** START **
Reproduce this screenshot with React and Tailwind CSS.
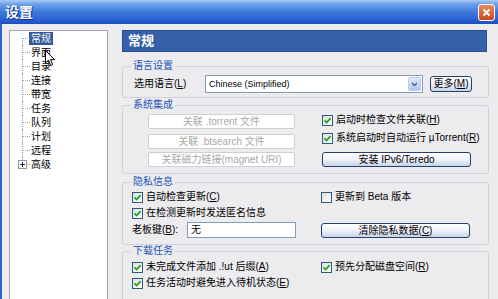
import React from "react";

const TREE = ["常规", "界面", "目录", "连接", "带宽", "任务", "队列", "计划", "远程", "高级"];

function Check({ checked }) {
  return (
    <span className="flex h-[11px] w-[11px] shrink-0 items-center justify-center border border-[#2c5a85] bg-gradient-to-br from-[#dedfd8] to-white">
      {checked && (
        <svg width="9" height="9" viewBox="0 0 9 9">
          <path d="M1.5 4.3 L3.6 6.5 L7.6 2.2" stroke="#21a121" strokeWidth="1.8" fill="none" />
        </svg>
      )}
    </span>
  );
}

function CheckRow({ checked, children, className = "" }) {
  return (
    <div className={`flex h-[14px] items-center gap-[3px] ${className}`}>
      <Check checked={checked} />
      <span className="whitespace-nowrap">{children}</span>
    </div>
  );
}

function XpButton({ children, className = "" }) {
  return (
    <div
      className={`flex items-center justify-center rounded-[3px] border border-[#23406f] bg-gradient-to-b from-white via-[#eef2f9] to-[#c7d3e8] whitespace-nowrap ${className}`}
    >
      {children}
    </div>
  );
}

function DisabledButton({ children, className = "" }) {
  return (
    <div
      className={`flex h-[15px] items-center justify-center rounded-[2px] border border-[#cfcfd2] bg-white text-[#aaa9a6] whitespace-nowrap ${className}`}
    >
      {children}
    </div>
  );
}

function Group({ title, className = "", children }) {
  return (
    <fieldset className={`rounded-[3px] border border-[#d2d1d8] ${className}`}>
      <legend className="ml-[8px] px-[2px] leading-[12px] text-[#2553b8]">{title}</legend>
      {children}
    </fieldset>
  );
}

function Tree() {
  const last = TREE.length - 1;
  return (
    <div className="ml-[7px] mt-[6px] w-[99px] shrink-0 border border-[#9ea7b3] bg-white">
      {TREE.map((t, i) => (
        <div key={t} className="flex h-[14px] items-center">
          <div className="relative h-full w-[19px] shrink-0">
            {i === 0 && (
              <span className="absolute bottom-0 left-[12px] top-[7px] border-l border-dotted border-[#a3a3a3]" />
            )}
            {i > 0 && i < last && (
              <span className="absolute bottom-0 left-[12px] top-0 border-l border-dotted border-[#a3a3a3]" />
            )}
            {i === last && (
              <span className="absolute left-[12px] top-0 h-[7px] border-l border-dotted border-[#a3a3a3]" />
            )}
            <span className="absolute left-[13px] top-[7px] w-[7px] border-t border-dotted border-[#a3a3a3]" />
            {i === last && (
              <span className="absolute left-[8px] top-[3px] flex h-[9px] w-[9px] items-center justify-center border border-[#8a98a8] bg-white">
                <svg width="7" height="7" viewBox="0 0 7 7">
                  <path d="M1 3.5 H6 M3.5 1 V6" stroke="#222" strokeWidth="1" />
                </svg>
              </span>
            )}
          </div>
          <span
            className={
              i === 0
                ? "bg-[#33589e] px-[2px] leading-[13px] text-white"
                : "px-[2px] leading-[13px]"
            }
          >
            {t}
          </span>
        </div>
      ))}
    </div>
  );
}

export default function App() {
  return (
    <div className="relative flex h-[299px] w-[498px] flex-col overflow-hidden bg-[#ecebee] font-['Liberation_Sans','Noto_Sans_CJK_SC',sans-serif] text-[10px] leading-[14px] text-black">
      {/* title bar */}
      <div className="flex h-[24px] shrink-0 items-center justify-between bg-[linear-gradient(180deg,#a9cbf4_0%,#6b9fe8_18%,#3e7adc_50%,#2b63d3_80%,#1a4ebf_100%)] pl-[5px] pr-[3px]">
        <span className="text-[14px] font-bold leading-[16px] text-white [text-shadow:1px_1px_0_#0b2c86]">设置</span>
        <div className="flex h-[17px] w-[17px] items-center justify-center rounded-[3px] border border-white bg-gradient-to-b from-[#ec8a62] to-[#c8461e]">
          <svg width="9" height="9" viewBox="0 0 9 9">
            <path d="M1.5 1.5 L7.5 7.5 M7.5 1.5 L1.5 7.5" stroke="white" strokeWidth="1.8" />
          </svg>
        </div>
      </div>

      {/* body */}
      <div className="flex flex-1 border-l-2 border-[#2b63d3]">
        <Tree />

        <div className="ml-[14px] flex w-[367px] flex-col">
          {/* header */}
          <div className="mt-[6px] flex h-[22px] w-[365px] items-center border border-[#2a4f8f] bg-[#3561a8] pl-[5px]">
            <span className="text-[13px] font-bold leading-[16px] text-white">常规</span>
          </div>

          {/* 语言设置 */}
          <Group title="语言设置" className="mt-[8px] h-[38px]">
            <div className="ml-[11px] mt-[3px] flex h-[18px] items-center">
              <span className="w-[71px] shrink-0 whitespace-nowrap">
                选用语言(<u>L</u>)
              </span>
              <div className="flex h-[18px] w-[218px] items-center border border-[#7f9db9] bg-white pl-[3px]">
                <span className="flex-1 text-[9px]">Chinese (Simplified)</span>
                <span className="mr-px flex h-[14px] w-[13px] items-center justify-center rounded-[2px] border border-[#b9cbf2] bg-gradient-to-b from-[#e2eafd] to-[#b3c7f4]">
                  <svg width="7" height="5" viewBox="0 0 7 5">
                    <path d="M1 1 L3.5 3.5 L6 1" stroke="#4d6185" strokeWidth="1.5" fill="none" />
                  </svg>
                </span>
              </div>
              <XpButton className="ml-[7px] h-[16px] w-[42px]">
                更多(<u>M</u>)
              </XpButton>
            </div>
          </Group>

          {/* 系统集成 */}
          <Group title="系统集成" className="mt-[1px] h-[75px]">
            <div className="flex">
              <div className="ml-[25px] flex w-[147px] flex-col">
                <DisabledButton className="mt-[3px]">关联 .torrent 文件</DisabledButton>
                <DisabledButton className="mt-[5px]">关联 .btsearch 文件</DisabledButton>
                <DisabledButton className="mt-[3px]">关联磁力链接(magnet URI)</DisabledButton>
              </div>
              <div className="ml-[27px] flex w-[149px] flex-col">
                <CheckRow checked className="mt-[2px]">
                  启动时检查文件关联(<u>H</u>)
                </CheckRow>
                <CheckRow checked className="mt-[4px]">
                  系统启动时自动运行 µTorrent(<u>R</u>)
                </CheckRow>
                <XpButton className="mt-[7px] h-[15px]">安装 IPv6/Teredo</XpButton>
              </div>
            </div>
          </Group>

          {/* 隐私信息 */}
          <Group title="隐私信息" className="mt-[2px] h-[69px]">
            <div className="flex">
              <div className="ml-[9px] flex w-[164px] flex-col">
                <CheckRow checked className="mt-[2px]">
                  自动检查更新(<u>C</u>)
                </CheckRow>
                <CheckRow checked className="mt-[2px]">
                  在检测更新时发送匿名信息
                </CheckRow>
                <div className="mt-[2px] flex h-[16px] items-center">
                  <span className="w-[55px] shrink-0 whitespace-nowrap">
                    老板键(<u>B</u>):
                  </span>
                  <div className="flex h-[16px] flex-1 items-center border border-[#7f9db9] bg-white pl-[3px]">
                    无
                  </div>
                </div>
              </div>
              <div className="ml-[25px] flex w-[149px] flex-col">
                <CheckRow className="mt-[2px]">更新到 Beta 版本</CheckRow>
                <XpButton className="mt-[19px] h-[15px]">
                  清除隐私数据(<u>C</u>)
                </XpButton>
              </div>
            </div>
          </Group>

          {/* 下载任务 */}
          <Group title="下载任务" className="h-[60px]">
            <div className="flex">
              <div className="ml-[9px] flex w-[164px] flex-col">
                <CheckRow checked className="mt-[3px]">
                  未完成文件添加 .!ut 后缀(<u>A</u>)
                </CheckRow>
                <CheckRow checked className="mt-[2px]">
                  任务活动时避免进入待机状态(<u>E</u>)
                </CheckRow>
              </div>
              <div className="ml-[25px] flex w-[149px] flex-col">
                <CheckRow checked className="mt-[3px]">
                  预先分配磁盘空间(<u>R</u>)
                </CheckRow>
              </div>
            </div>
          </Group>
        </div>
      </div>

      {/* mouse pointer */}
      <svg className="absolute left-[45px] top-[50px]" width="11" height="17" viewBox="0 0 11 17">
        <path d="M0.5 0.5 V13 L3.5 10.2 L5.6 15.5 L7.6 14.6 L5.5 9.6 H9.5 Z" fill="white" stroke="black" strokeWidth="1" />
      </svg>
    </div>
  );
}
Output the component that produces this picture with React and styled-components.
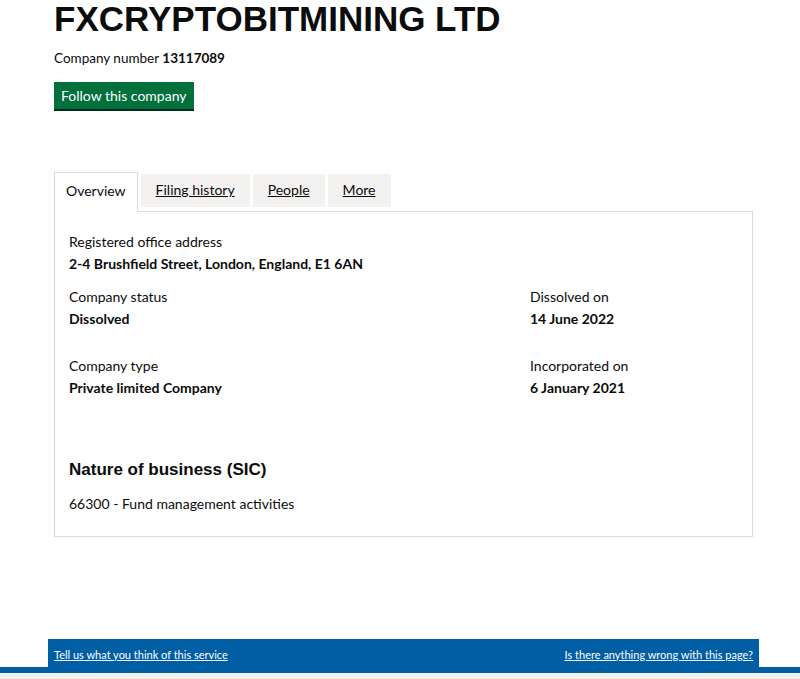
import React from 'react';
import styled, { createGlobalStyle } from 'styled-components';

const GlobalStyle = createGlobalStyle`
  html, body {
    margin: 0;
    padding: 0;
    background: #ffffff;
  }
  body {
    font-family: "Lato", "Liberation Sans", Arial, sans-serif;
    color: #0b0c0c;
  }
`;

const tabs = [
  { label: 'Overview', active: true },
  { label: 'Filing history' },
  { label: 'People' },
  { label: 'More' },
];

export default function App() {
  return (
    <Page>
      <GlobalStyle />
      <Main>
        <Title>FXCRYPTOBITMINING LTD</Title>
        <CompanyNumber>
          Company number <strong>13117089</strong>
        </CompanyNumber>
        <FollowButton>Follow this company</FollowButton>

        <TabList>
          {tabs.map(t => (
            <Tab key={t.label} $active={t.active}>
              {t.active ? t.label : <a href="#">{t.label}</a>}
            </Tab>
          ))}
        </TabList>

        <Panel>
          <Field>
            <Label>Registered office address</Label>
            <Value>2-4 Brushfield Street, London, England, E1 6AN</Value>
          </Field>

          <Grid>
            <Field>
              <Label>Company status</Label>
              <Value>Dissolved</Value>
            </Field>
            <Field>
              <Label>Dissolved on</Label>
              <Value>14 June 2022</Value>
            </Field>
            <Field>
              <Label>Company type</Label>
              <Value>Private limited Company</Value>
            </Field>
            <Field>
              <Label>Incorporated on</Label>
              <Value>6 January 2021</Value>
            </Field>
          </Grid>

          <SectionTitle>Nature of business (SIC)</SectionTitle>
          <SicLine>66300 - Fund management activities</SicLine>
        </Panel>
      </Main>

      <Footer>
        <FooterBar>
          <a href="#">Tell us what you think of this service</a>
          <a href="#">Is there anything wrong with this page?</a>
        </FooterBar>
        <FooterRule />
        <FooterBase />
      </Footer>
    </Page>
  );
}

const Page = styled.div`
  display: flex;
  flex-direction: column;
  min-height: 679px;
  background: #ffffff;
`;

const Main = styled.div`
  background: #ffffff;
  padding: 0 47px 0 54px;
  height: 639px;
  box-sizing: border-box;
`;

const Title = styled.h1`
  font-family: "Liberation Sans", Arial, sans-serif;
  font-weight: 700;
  font-size: 35px;
  line-height: 40px;
  margin: -1px 0 0;
`;

const CompanyNumber = styled.p`
  font-size: 13.5px;
  line-height: 20px;
  margin: 9px 0 0;

  strong {
    font-weight: 700;
  }
`;

const FollowButton = styled.button`
  display: block;
  margin-top: 14px;
  background: #00703c;
  color: #ffffff;
  border: 0;
  box-shadow: 0 2px 0 #002d18;
  font-family: inherit;
  font-size: 14px;
  line-height: 18px;
  padding: 5px 7px 4px;
  height: 27px;
  cursor: pointer;
`;

const TabList = styled.ul`
  display: flex;
  align-items: flex-end;
  gap: 3px;
  list-style: none;
  margin: 63px 0 0;
  padding: 0;
`;

const Tab = styled.li`
  box-sizing: border-box;
  font-size: 14px;
  line-height: 18px;
  padding: ${p => (p.$active ? '9px 11px 12px' : '7px 15px 8px')};
  background: ${p => (p.$active ? '#ffffff' : '#f3f2f1')};
  border: ${p => (p.$active ? '1px solid #dbdad9' : '0')};
  border-bottom: 0;
  margin-bottom: ${p => (p.$active ? '-1px' : '4px')};
  position: relative;
  z-index: ${p => (p.$active ? 1 : 0)};

  a {
    color: #0b0c0c;
    text-decoration: underline;
  }
`;

const Panel = styled.div`
  border: 1px solid #dbdad9;
  padding: 20px 14px 22px;
`;

const Field = styled.div`
  margin-bottom: 13px;
`;

const Grid = styled.div`
  display: grid;
  grid-template-columns: 461px 1fr;
  row-gap: 15px;

  & > div {
    margin-bottom: 12px;
  }
`;

const Label = styled.div`
  font-size: 14px;
  line-height: 20px;
`;

const Value = styled.div`
  font-size: 14px;
  line-height: 20px;
  font-weight: 700;
  margin-top: 2px;
`;

const SectionTitle = styled.h2`
  font-family: "Liberation Sans", Arial, sans-serif;
  font-size: 17px;
  line-height: 22px;
  font-weight: 700;
  margin: 49px 0 0;
`;

const SicLine = styled.p`
  font-size: 14px;
  line-height: 20px;
  margin: 13px 0 0;
`;

const Footer = styled.footer`
  background: #ffffff;
  flex: 1;
  display: flex;
  flex-direction: column;
`;

const FooterBar = styled.div`
  width: 711px;
  margin: 0 0 0 48px;
  height: 28px;
  box-sizing: border-box;
  background: #005ea5;
  display: flex;
  justify-content: space-between;
  align-items: center;
  padding: 2px 6px 0;

  a {
    color: #ffffff;
    font-size: 11px;
    text-decoration: underline;
  }
`;

const FooterRule = styled.div`
  height: 6px;
  background: #005ea5;
`;

const FooterBase = styled.div`
  flex: 1;
  background: #f3f2f1;
`;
** END **
Check each line of the records above for the string "React", and report every line that has it.

Reproduce this screenshot with React and Tailwind CSS.
import React from "react";
Output the component that produces this picture with React and styled-components.
import React from 'react';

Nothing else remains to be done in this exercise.